• Do this
Lines that contain the string "index" are to be copied; leave out all others.

• Given data

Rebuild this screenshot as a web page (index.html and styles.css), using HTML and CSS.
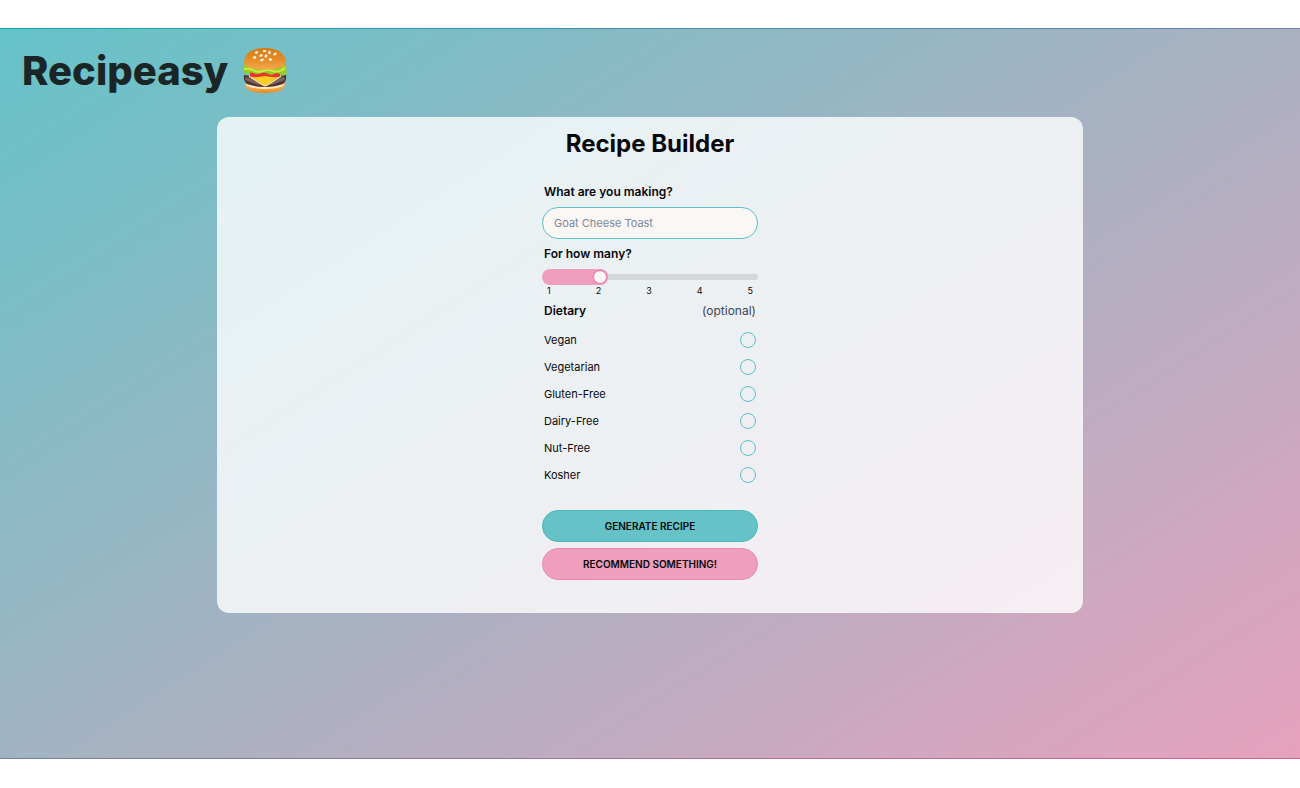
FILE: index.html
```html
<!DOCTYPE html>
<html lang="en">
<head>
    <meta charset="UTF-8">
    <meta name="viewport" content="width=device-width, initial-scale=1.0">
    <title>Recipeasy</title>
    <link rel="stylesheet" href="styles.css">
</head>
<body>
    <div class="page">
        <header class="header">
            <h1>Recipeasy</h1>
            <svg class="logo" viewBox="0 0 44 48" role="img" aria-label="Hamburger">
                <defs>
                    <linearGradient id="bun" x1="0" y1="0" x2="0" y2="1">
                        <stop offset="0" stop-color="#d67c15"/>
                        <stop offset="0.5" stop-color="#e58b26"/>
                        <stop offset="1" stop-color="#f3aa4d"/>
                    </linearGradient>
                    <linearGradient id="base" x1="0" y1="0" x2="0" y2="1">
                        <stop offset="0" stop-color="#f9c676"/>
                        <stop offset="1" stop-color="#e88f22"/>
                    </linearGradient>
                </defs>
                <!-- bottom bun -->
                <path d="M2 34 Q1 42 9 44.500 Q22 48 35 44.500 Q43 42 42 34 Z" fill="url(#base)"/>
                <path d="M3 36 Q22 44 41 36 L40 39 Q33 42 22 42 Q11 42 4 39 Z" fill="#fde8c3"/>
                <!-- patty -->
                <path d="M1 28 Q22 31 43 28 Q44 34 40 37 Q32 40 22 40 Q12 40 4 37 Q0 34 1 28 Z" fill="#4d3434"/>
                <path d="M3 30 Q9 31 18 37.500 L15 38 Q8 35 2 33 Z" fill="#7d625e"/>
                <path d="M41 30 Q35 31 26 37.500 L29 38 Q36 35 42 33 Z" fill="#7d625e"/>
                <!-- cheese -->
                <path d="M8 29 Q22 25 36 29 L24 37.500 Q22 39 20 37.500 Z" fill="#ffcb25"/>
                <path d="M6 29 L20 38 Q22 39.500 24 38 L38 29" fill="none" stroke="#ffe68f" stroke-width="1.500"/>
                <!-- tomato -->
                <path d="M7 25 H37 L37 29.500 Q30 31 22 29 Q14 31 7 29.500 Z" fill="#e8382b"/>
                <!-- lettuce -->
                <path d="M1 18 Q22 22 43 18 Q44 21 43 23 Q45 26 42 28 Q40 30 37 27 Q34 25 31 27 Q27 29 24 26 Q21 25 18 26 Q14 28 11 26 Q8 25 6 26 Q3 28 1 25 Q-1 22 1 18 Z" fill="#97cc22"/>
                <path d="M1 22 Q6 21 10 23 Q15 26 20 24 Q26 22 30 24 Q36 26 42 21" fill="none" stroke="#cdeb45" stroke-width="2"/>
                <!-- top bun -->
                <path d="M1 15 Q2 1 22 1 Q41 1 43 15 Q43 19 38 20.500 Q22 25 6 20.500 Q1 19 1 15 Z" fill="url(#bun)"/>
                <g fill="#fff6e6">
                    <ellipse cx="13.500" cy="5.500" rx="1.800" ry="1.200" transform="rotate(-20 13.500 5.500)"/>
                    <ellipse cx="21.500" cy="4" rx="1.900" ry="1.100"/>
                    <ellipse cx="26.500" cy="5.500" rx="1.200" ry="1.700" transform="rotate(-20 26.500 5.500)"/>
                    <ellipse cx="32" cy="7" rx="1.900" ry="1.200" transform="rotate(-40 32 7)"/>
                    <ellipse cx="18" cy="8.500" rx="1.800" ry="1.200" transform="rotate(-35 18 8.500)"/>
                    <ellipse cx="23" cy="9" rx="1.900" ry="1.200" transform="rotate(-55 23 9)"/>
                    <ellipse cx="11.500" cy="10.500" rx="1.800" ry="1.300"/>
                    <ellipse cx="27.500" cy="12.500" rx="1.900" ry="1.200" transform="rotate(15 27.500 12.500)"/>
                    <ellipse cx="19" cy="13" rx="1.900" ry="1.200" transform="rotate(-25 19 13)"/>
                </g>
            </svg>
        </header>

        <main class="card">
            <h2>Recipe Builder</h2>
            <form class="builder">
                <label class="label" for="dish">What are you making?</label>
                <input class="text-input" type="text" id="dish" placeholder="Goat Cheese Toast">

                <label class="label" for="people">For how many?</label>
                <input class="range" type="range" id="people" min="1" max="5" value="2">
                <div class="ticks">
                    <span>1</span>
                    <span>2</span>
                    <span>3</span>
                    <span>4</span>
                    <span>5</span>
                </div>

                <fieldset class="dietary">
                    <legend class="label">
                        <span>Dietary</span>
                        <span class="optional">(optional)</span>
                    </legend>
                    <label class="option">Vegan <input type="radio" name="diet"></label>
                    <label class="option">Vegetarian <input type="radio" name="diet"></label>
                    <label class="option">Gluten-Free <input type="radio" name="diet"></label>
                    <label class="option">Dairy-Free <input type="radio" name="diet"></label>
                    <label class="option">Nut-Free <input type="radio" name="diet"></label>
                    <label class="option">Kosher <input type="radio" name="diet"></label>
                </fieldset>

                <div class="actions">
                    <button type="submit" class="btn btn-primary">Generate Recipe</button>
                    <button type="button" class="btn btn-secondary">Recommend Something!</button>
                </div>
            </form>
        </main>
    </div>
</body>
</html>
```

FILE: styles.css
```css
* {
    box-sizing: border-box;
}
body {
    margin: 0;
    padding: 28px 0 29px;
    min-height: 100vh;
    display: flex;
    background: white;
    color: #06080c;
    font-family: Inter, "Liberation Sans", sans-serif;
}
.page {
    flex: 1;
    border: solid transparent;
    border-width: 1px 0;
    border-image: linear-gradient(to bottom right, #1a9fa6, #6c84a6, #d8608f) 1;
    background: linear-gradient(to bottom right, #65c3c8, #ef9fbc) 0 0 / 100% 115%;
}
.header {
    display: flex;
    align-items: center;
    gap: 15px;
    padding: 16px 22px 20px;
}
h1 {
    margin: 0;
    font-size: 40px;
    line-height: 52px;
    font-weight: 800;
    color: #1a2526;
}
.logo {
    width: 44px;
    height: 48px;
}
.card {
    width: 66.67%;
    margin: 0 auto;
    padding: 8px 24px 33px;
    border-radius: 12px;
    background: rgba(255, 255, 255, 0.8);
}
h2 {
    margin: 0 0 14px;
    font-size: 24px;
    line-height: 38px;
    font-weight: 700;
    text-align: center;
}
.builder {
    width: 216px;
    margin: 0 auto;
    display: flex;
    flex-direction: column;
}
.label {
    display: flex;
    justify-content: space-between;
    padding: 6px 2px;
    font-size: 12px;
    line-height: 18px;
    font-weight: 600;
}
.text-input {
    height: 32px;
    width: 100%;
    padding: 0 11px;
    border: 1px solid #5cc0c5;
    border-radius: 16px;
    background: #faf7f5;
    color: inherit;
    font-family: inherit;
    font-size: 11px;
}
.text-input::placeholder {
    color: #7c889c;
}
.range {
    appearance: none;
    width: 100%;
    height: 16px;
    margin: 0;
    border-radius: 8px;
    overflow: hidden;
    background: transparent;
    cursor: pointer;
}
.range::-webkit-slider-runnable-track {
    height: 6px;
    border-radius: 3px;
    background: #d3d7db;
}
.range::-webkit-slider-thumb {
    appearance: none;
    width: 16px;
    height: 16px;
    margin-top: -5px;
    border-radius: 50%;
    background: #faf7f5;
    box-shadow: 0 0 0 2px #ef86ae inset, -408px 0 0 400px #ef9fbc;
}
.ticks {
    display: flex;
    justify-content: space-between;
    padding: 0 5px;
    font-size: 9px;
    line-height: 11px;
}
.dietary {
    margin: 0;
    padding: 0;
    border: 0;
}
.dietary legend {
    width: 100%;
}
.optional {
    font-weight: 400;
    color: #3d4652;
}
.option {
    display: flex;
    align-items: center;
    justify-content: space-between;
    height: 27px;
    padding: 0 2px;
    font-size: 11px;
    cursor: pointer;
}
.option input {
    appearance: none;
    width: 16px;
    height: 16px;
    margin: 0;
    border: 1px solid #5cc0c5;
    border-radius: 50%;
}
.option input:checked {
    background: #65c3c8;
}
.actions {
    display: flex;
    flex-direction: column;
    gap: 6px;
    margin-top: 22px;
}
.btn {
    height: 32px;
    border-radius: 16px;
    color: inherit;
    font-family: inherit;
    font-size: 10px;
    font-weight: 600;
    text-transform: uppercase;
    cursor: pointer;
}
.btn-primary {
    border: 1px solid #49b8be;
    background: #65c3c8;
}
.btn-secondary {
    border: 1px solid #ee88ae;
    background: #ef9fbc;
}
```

• Worked solution
Rebuild this screenshot as a web page (index.html and styles.css), using HTML and CSS.
FILE: index.html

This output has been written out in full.